My indexing has been run for more than a week on a large number of files. Now it looks like the command has run through all files, but gets stuck by my Ubuntu not having some applications installed:

#!bash

...
/recover_by_RStudioUbuntu13sep2012/Extra Found Files/Text Document/150992.txt|]
:3:../rcldb/rcldb.cpp:1278:Db::add: docid 1353223 added [/media/My Passport/T400/recover_by_RStudioUbuntu13sep2012/Extra Found Files/Text Document/150993.txt|]
:3:../index/fsindexer.cpp:133:FsIndexer::index missing helper program(s):
Perl::Image::ExifTool (image/jpeg)
antiword (application/msword)
catppt (application/vnd.ms-powerpoint)
pstotext (application/postscript)
python:chm (application/x-chm)
python:mutagen (audio/mpeg)
python:rarfile (application/x-rar)
unrtf (text/rtf)
xls2csv (application/vnd.ms-excel)

It doesn’t continue. What shall I do? I don’t want to rerun the indexing again, because it takes more than a week.

Thanks!

Timo_Lee writes

After a few more hours, the indexing program exited. Seem like no need to worry about the problem?

medoc writes

The "pause" is normal, it occurs while recoll is creating the auxiliary data structures (stemming and spelling).
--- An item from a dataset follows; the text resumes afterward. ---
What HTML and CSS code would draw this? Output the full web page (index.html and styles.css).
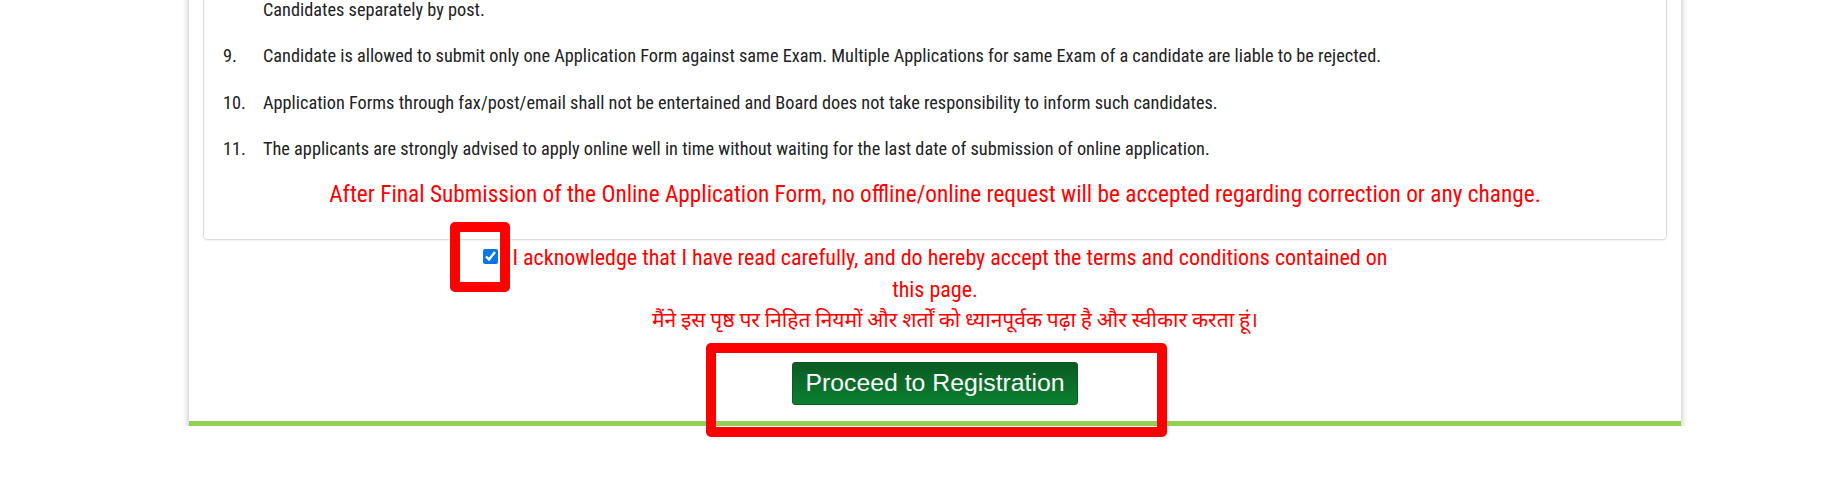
FILE: index.html
```html
<!DOCTYPE html>
<html lang="en">
<head>
<meta charset="utf-8">
<title>Instructions</title>
<link rel="stylesheet" href="styles.css">
</head>
<body>
<div class="panel">
  <div class="card">
    <div class="rows">
      <div class="row"><span class="num"></span><span class="txt">Candidates separately by post.</span></div>
      <div class="row"><span class="num">9.</span><span class="txt">Candidate is allowed to submit only one Application Form against same Exam. Multiple Applications for same Exam of a candidate are liable to be rejected.</span></div>
      <div class="row"><span class="num">10.</span><span class="txt">Application Forms through fax/post/email shall not be entertained and Board does not take responsibility to inform such candidates.</span></div>
      <div class="row"><span class="num">11.</span><span class="txt">The applicants are strongly advised to apply online well in time without waiting for the last date of submission of online application.</span></div>
    </div>
    <p class="warning">After Final Submission of the Online Application Form, no offline/online request will be accepted regarding correction or any change.</p>
  </div>
  <div class="ack">
    <label class="ack-label"><input type="checkbox" class="ack-box" checked>I acknowledge that I have read carefully, and do hereby accept the terms and conditions contained on this page.</label>
  </div>
  <p class="hindi">मैंने इस पृष्ठ पर निहित नियमों और शर्तों को ध्यानपूर्वक पढ़ा है और स्वीकार करता हूं।</p>
  <div class="actions">
    <button type="button" class="btn-proceed">Proceed to Registration</button>
  </div>
</div>
<div class="mark mark-check"></div>
<div class="mark mark-btn"></div>
</body>
</html>
```
FILE: styles.css
```css
html, body {
  margin: 0;
  padding: 0;
  background: #ffffff;
}
body {
  font-family: "Roboto Condensed", Roboto, "Noto Sans Devanagari", sans-serif;
  color: #222222;
}
.panel {
  width: 1492px;
  margin: -24.5px 0 0 189px;
  padding: 0 14px 16px;
  box-sizing: border-box;
  background: #ffffff;
  border-bottom: 5px solid #93cf54;
  box-shadow: 0 3px 7px rgba(0, 0, 0, 0.28);
}
.card {
  border: 1px solid #dcdcdc;
  border-radius: 4px;
  padding: 20px 19px 30px;
  box-shadow: 0 1px 2px rgba(0, 0, 0, 0.06);
}
.rows {
  display: flex;
  flex-direction: column;
  gap: 20.5px;
}
.row {
  display: grid;
  grid-template-columns: 40px 1fr;
  font-size: 18.3px;
  line-height: 26px;
}
.rows .row:last-child {
  margin-bottom: -3.5px;
}
.warning {
  margin: 20.5px 0 0;
  text-align: center;
  color: #ff0000;
  font-size: 23.3px;
  line-height: 30px;
}
.ack {
  width: 925px;
  margin: 1.5px auto 0;
  text-align: center;
  color: #ff0000;
  font-size: 22px;
  line-height: 32px;
}
.ack-box {
  width: 15px;
  height: 15px;
  margin: 7.5px 15px 0 0;
  vertical-align: top;
  accent-color: #0a75e6;
}
.hindi {
  margin: 0;
  padding-left: 40px;
  text-align: center;
  color: #ff0000;
  font-size: 21px;
  line-height: 28px;
}
.actions {
  display: flex;
  justify-content: center;
  margin-top: 28px;
}
.btn-proceed {
  width: 286px;
  height: 43px;
  padding: 0;
  border: 1px solid #0a5a21;
  border-radius: 3px;
  background: linear-gradient(#0b5a22, #0a8030);
  color: #ffffff;
  font-family: "Liberation Sans", Arial, sans-serif;
  font-size: 24.8px;
  cursor: pointer;
}
.mark {
  position: absolute;
  box-sizing: border-box;
  border: 10px solid #ff0000;
  border-radius: 5px;
}
.mark-check {
  left: 450px;
  top: 222px;
  width: 60px;
  height: 70px;
}
.mark-btn {
  left: 706px;
  top: 343px;
  width: 461px;
  height: 94px;
}
```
It has to walk the just created index for this. I’ve never heard of it taking hours though. Just out of curiosity, what kind of system are you using and how big is the index ?

Timo_Lee writes

Thanks! The directory xapiandb is 21.1GB. My OS is Ubuntu 12.04.

Shall I install those missing applications, although I care much more abouth plain text, pdf and djvu files than other formats?

If I install them, how long will it perhaps take to rerun again, given this run took me more than one week?